I'm currently working on this, so I wanted to open an issue to let everyone know.
Color spaces need to be refactored in 2.0.0. Tilman noticed slowness in
PDFBOX-1851 due to using ICC profiles and calling ColorSpace#toRGB for every pixel. For example, the file from PDFBOX-1851 went from rendering in 4 seconds to taking over 60 seconds.
The solution is to use ColorConvertOp to convert an entire BufferedImage in one go, taking advantage of AWT's native color management module. Color conversions done this way are almost instantaneous, even for large images.
The current design of color spaces within PDFBox depends upon conversions being done on a per-pixel basis, so a significant refactoring is needed in order to convert images using ColorConvertOp without having to resort to per-pixel calls in cases such as a Separation color space which uses a CMYK alternate color space via a tint-transform.

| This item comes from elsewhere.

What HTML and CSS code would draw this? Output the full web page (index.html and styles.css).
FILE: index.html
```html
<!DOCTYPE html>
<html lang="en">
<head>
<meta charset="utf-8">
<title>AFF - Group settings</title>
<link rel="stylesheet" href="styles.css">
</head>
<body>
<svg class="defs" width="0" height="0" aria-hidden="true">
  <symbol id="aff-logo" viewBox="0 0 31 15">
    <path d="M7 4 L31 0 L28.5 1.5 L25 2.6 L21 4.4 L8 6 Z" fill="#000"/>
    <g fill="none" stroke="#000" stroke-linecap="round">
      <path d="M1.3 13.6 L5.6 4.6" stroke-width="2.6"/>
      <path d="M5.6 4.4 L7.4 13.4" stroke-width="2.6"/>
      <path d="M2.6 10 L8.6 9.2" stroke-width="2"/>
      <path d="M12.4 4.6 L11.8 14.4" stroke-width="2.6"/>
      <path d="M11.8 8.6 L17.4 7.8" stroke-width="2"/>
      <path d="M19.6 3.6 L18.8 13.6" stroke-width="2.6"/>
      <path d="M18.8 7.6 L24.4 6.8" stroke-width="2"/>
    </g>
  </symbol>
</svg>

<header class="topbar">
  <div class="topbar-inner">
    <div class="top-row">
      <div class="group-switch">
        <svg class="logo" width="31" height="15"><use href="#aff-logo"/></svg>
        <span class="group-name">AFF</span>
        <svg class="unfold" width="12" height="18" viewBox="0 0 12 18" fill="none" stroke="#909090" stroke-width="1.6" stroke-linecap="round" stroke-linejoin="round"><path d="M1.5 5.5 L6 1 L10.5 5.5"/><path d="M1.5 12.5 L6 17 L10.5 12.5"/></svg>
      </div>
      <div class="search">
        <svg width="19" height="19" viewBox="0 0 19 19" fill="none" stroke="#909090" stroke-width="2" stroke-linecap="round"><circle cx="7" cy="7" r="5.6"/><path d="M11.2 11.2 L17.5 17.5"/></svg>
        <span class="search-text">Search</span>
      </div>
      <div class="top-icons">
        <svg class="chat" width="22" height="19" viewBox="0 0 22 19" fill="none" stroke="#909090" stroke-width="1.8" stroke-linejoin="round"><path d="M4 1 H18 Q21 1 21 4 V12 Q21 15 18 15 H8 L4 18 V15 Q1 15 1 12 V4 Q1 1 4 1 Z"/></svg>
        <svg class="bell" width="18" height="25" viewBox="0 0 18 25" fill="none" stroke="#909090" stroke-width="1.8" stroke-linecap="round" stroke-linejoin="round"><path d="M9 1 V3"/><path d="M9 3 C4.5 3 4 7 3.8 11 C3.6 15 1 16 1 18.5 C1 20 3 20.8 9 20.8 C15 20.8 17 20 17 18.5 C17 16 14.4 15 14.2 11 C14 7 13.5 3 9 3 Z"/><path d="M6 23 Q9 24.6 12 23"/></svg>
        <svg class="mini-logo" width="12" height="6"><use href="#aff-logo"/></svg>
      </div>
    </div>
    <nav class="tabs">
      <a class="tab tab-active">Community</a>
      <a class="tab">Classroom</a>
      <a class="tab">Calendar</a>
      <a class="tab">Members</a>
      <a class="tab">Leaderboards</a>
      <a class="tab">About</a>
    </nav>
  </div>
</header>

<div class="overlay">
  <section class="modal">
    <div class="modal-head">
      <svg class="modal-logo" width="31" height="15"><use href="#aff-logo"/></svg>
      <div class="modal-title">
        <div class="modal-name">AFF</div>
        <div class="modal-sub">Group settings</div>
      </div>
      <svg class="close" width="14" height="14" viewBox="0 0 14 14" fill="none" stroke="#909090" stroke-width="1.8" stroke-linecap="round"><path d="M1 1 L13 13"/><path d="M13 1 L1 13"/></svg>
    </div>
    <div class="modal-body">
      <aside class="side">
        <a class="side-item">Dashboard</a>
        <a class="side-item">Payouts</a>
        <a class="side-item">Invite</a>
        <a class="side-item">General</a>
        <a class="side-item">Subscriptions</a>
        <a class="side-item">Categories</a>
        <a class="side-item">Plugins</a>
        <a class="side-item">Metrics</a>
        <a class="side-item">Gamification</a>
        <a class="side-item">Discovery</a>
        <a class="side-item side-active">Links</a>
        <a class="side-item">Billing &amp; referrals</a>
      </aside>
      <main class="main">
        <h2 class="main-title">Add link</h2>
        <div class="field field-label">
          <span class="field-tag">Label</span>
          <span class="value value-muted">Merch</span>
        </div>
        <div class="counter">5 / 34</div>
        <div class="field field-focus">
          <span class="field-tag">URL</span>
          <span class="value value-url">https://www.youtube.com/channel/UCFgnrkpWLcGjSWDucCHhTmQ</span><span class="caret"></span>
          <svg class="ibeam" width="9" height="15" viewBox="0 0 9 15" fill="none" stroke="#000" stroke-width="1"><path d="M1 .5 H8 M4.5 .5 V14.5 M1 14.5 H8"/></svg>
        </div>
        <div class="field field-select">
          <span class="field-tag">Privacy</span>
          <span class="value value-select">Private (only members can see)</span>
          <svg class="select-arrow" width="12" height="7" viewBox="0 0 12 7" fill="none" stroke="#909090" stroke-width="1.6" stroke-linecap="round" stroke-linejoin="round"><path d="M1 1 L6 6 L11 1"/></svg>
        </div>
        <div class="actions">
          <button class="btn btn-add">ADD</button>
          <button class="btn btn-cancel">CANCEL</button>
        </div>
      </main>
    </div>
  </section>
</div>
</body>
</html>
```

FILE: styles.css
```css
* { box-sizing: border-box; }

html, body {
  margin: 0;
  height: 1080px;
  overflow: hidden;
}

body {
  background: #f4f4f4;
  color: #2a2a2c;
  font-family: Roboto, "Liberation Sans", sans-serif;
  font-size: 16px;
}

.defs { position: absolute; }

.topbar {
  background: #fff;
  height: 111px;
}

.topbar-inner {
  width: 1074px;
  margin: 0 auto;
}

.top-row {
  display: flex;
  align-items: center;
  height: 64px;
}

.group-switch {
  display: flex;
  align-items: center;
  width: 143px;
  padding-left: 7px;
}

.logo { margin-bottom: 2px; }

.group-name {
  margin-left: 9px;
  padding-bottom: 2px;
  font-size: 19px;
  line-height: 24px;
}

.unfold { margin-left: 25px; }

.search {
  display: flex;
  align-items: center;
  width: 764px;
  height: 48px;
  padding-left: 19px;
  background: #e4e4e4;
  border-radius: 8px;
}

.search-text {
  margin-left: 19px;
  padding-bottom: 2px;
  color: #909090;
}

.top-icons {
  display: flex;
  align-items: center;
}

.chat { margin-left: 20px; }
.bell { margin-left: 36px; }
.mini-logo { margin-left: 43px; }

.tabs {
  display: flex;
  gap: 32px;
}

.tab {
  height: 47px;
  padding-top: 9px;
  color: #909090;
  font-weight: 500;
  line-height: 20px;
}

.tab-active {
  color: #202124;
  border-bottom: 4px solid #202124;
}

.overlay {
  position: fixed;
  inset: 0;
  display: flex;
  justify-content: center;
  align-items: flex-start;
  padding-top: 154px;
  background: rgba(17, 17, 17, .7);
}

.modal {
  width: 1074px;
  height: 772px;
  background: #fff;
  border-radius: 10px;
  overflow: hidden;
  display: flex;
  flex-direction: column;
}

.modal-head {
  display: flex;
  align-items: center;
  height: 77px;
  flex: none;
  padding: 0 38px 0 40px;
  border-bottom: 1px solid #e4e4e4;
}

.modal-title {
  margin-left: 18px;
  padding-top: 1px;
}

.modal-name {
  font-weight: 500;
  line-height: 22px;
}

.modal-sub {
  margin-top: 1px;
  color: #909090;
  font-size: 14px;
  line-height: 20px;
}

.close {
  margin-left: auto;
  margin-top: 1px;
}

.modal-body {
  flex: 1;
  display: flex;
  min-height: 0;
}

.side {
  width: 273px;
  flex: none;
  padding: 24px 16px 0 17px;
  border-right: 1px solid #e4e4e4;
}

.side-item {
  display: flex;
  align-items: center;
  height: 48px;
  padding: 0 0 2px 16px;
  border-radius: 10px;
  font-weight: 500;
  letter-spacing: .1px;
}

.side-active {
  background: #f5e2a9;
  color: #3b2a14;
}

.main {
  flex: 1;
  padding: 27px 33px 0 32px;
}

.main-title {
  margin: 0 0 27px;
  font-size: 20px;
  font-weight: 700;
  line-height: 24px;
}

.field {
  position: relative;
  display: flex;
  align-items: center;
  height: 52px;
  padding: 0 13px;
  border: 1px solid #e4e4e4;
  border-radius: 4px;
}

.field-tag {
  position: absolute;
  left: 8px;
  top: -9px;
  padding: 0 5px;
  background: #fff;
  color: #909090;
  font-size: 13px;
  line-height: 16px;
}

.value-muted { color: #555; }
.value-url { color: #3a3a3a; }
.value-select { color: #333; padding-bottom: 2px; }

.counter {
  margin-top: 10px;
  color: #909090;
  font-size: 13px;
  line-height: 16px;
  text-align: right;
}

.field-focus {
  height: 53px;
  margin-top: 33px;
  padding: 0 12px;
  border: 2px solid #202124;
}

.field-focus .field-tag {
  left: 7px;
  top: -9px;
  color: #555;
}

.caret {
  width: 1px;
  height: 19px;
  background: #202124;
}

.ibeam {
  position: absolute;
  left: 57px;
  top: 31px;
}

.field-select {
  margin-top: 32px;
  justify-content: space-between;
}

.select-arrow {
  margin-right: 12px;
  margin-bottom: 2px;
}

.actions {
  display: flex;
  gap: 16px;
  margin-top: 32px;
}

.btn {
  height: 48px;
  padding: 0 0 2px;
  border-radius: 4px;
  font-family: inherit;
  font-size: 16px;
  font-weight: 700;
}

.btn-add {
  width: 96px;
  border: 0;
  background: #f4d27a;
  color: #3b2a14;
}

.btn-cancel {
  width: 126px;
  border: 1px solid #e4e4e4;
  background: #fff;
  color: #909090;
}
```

The color space handling code is also tightly coupled to image handling. The various classes which read images each have their own color handling code which rely on per-pixel conversions. For this reason any color space refactoring must also included a significant refactoring of image handling code. This is an opportunity to refactor all color handling so that it is encapsulated within the color space classes, allowing downstream users to call toRGB(float) or toRGB(BufferedImage) and not need to worry about tint transforms and the like.
Here's a summary of the changes:
- PDCcitt has been removed, its reading capability has moved to CCITTFaxFilter and writing capability has moved to CCITTFactory.

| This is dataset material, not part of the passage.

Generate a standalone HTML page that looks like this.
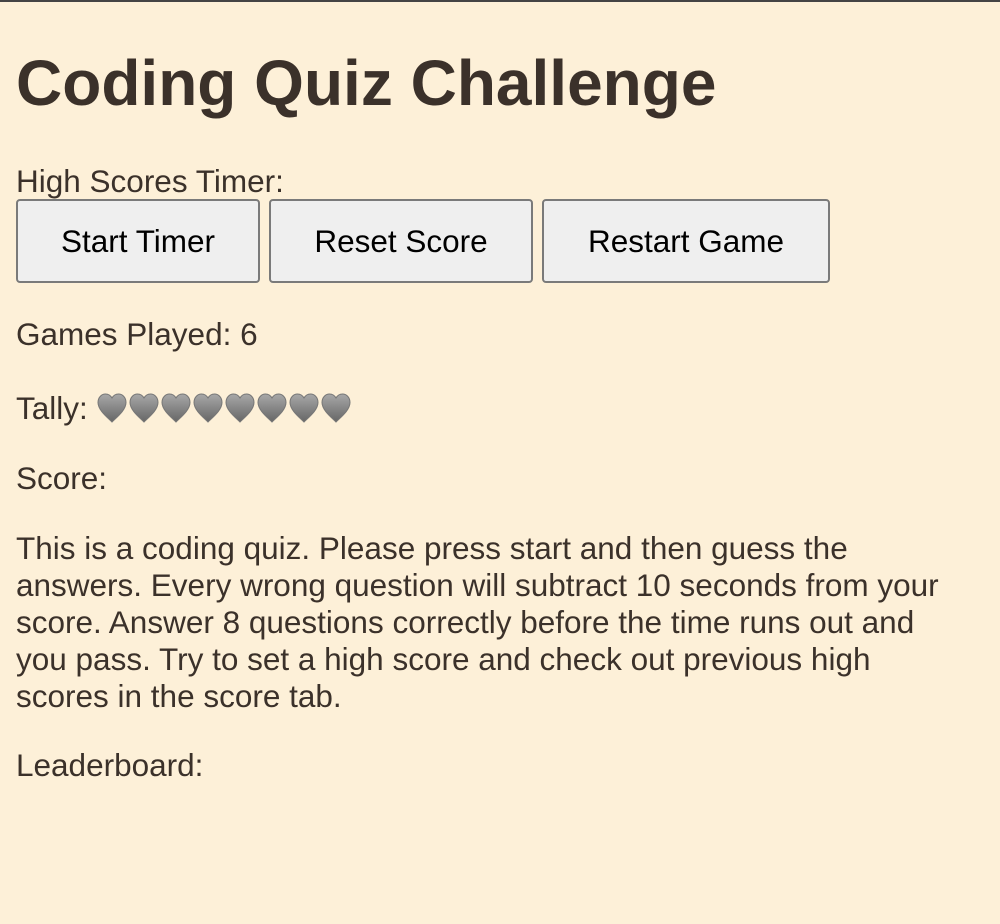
<!DOCTYPE html>
<html><head><meta charset="utf-8"><style>
html,body{margin:0;padding:0;}
body{width:1000px;height:924px;background:#fdf0d8;border-top:2px solid #444;box-sizing:border-box;font-family:"Liberation Sans",sans-serif;color:#3b312a;overflow:hidden;position:relative;}
.a{position:absolute;left:16px;font-size:31.5px;line-height:37px;white-space:nowrap;}
h1{position:absolute;left:16px;top:45px;margin:0;font-size:64px;line-height:72px;font-weight:bold;}
.btn{position:absolute;top:197px;height:84px;border:2px solid #7a7a7a;border-radius:4px;background:#efefef;color:#000;font-size:31.5px;display:flex;align-items:center;justify-content:center;box-sizing:border-box;}
</style></head><body>
<h1>Coding Quiz Challenge</h1>
<div class="a" style="top:161px">High Scores Timer:</div>
<div class="btn" style="left:16px;width:244px">Start Timer</div>
<div class="btn" style="left:269px;width:264px">Reset Score</div>
<div class="btn" style="left:542px;width:288px">Restart Game</div>
<div class="a" style="top:314px">Games Played: 6</div>
<div class="a" style="top:388px">Tally: <svg width="0" height="0" style="position:absolute"><defs><linearGradient id="g" x1="0" y1="0" x2="0" y2="1"><stop offset="0" stop-color="#a8a8a8"/><stop offset="1" stop-color="#666"/></linearGradient></defs></svg><span style="display:inline-block;width:258px;height:30px;vertical-align:-6px"><svg width="258" height="32" viewBox="0 0 258 32"><g fill="url(#g)" stroke="#777" stroke-width="1"><path id="hp" d="M15 29 C10 24 1 17 1 9.5 C1 4.5 4.5 1 8.5 1 C11.5 1 13.8 2.8 15 5 C16.2 2.8 18.5 1 21.5 1 C25.5 1 29 4.5 29 9.5 C29 17 20 24 15 29Z"/><use href="#hp" x="32"/><use href="#hp" x="64"/><use href="#hp" x="96"/><use href="#hp" x="128"/><use href="#hp" x="160"/><use href="#hp" x="192"/><use href="#hp" x="224"/></g></svg></span></div>
<div class="a" style="top:458px">Score:</div>
<div class="a" style="top:528px;white-space:normal;width:955px">This is a coding quiz. Please press start and then guess the answers. Every wrong question will subtract 10 seconds from your score. Answer 8 questions correctly before the time runs out and you pass. Try to set a high score and check out previous high scores in the score tab.</div>
<div class="a" style="top:745px">Leaderboard:</div>
</body></html>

- PDJpeg has been removed. JPEG reading is now done by new code in DCTFilter which correctly handles CMYK/YCCK color. This fixes various files where images appeared like negatives. JPEG writing is done by new code in JPEGFactory.
- cleaned up JBIG2Filter
- cleaned up JPXFilter, in particular calling decode() caused the stream dictionary to be updated, which was unsafe. I've also added a special JPXColorSpace which wraps the embedded AWT color space of a JPX BufferedImage, this replaces the need for the awkward mapping of ColorSpace to PDColorSpace.

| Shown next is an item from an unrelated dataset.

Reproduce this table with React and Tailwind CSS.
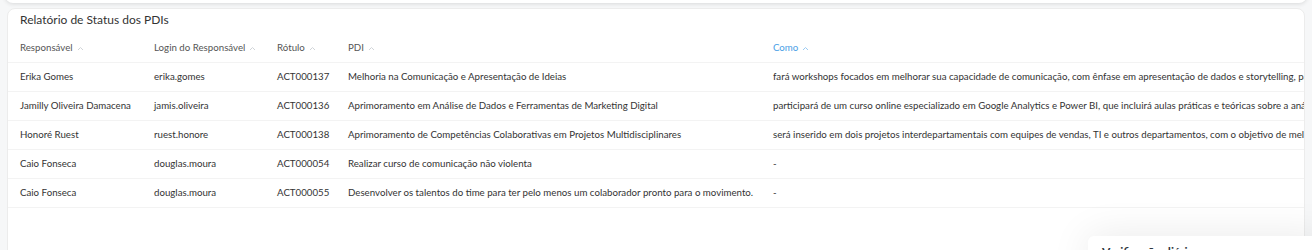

- Added better error messages for missing JAI plugins (JPX, JBIG2). A special exception, MissingImageReaderException is now thrown.
- PDXObjectForm has been renamed to PDFormXObject to match the PDF spec.
- PDXObjectImage has been renamed in the same manner.
- PDInlinedImage has been renamed to PDInlineImage for the same reason.
- CCITTFaxDecodeFilter has been renamed to CCITTFaxFilter for consistency with the other filters.
- ImageParameters has been removed, it was used to represent inline image parameters which are now simply members of PDInlineImage.
- added PDColor which represents a color value, including patterns, it is immutable for ease of use.
- removed PDColorState which was a container for both a color and a color space, in almost every case it was used to represent a color and so has been replaced by PDColor and occasionally PDColorSpace.
- moved most of the functionality of PDXObject into its subclasses
- rewrote almost all color handling code in all PDColorSpace subclasses, including fixing the calculations for l*a*b, DeviceN, and indexed color spaces.
- all color spaces now implement a toRGB(float) function for color conversion, so external consumers of color spaces no longer have to know about internals such as tint transforms.
- image color conversion is now performed in one operation, using ColorConvertOp, rather than pixel-by-pixel, this speeds up ICC transforms by many orders of magnitude. Color spaces now expose a special method toImageRGB(Raster) for this purpose. This fixes some known performance issues with certain files.
- updated Type1, Axial, Radial, and Gouraud shading contexts to call the new toRGB functions. This is an interim measure, for better performance the color conversion should instead be done using toImageRGB after the entire gradient is drawn to the raster.
- creation of AWT Paint has been moved inside color spaces, hiding the details from the caller. It is no longer possible to get an AWT Color from a color space, only a Paint may be obtained.
- removed PDColorSpaceFactory and moved its functionality into PDColorSpace.
- moved some of the new shading and tiling pattern code to PDPattern so that toPaint() is encapsulated in the color space.
- new PDImage interface which is implemented by both PDInlineImage and PDImageXObject
- Image XObject image reading, masking and stencilling code has been rewritten, resulting in the removal of CompositeImage.
- new SampledImageReader performs image reading for all formats, including JPEG and CCITT. The format itself is simply a filter, as is the case in the PDF spec. New image reading handles decode arrays, interpolation, and conversion of all image types to efficient 8bpp rasters. This replaces PDPixelMap as well as reading code from PDJpeg and PDCcitt. Handling of decod arrays fixes various issues where images were inverted, especially inline images in Type 3 fonts.
- removed SetNonStrokingICCBasedColor, SetNonStrokingIndexed, SetNonStrokingPattern, SetNonStrokingSeparation, SetStrokingICCBasedColor, SetStrokingIndexed, SetStrokingPattern, SetStrokingSeparation, and replaced them with SetColor.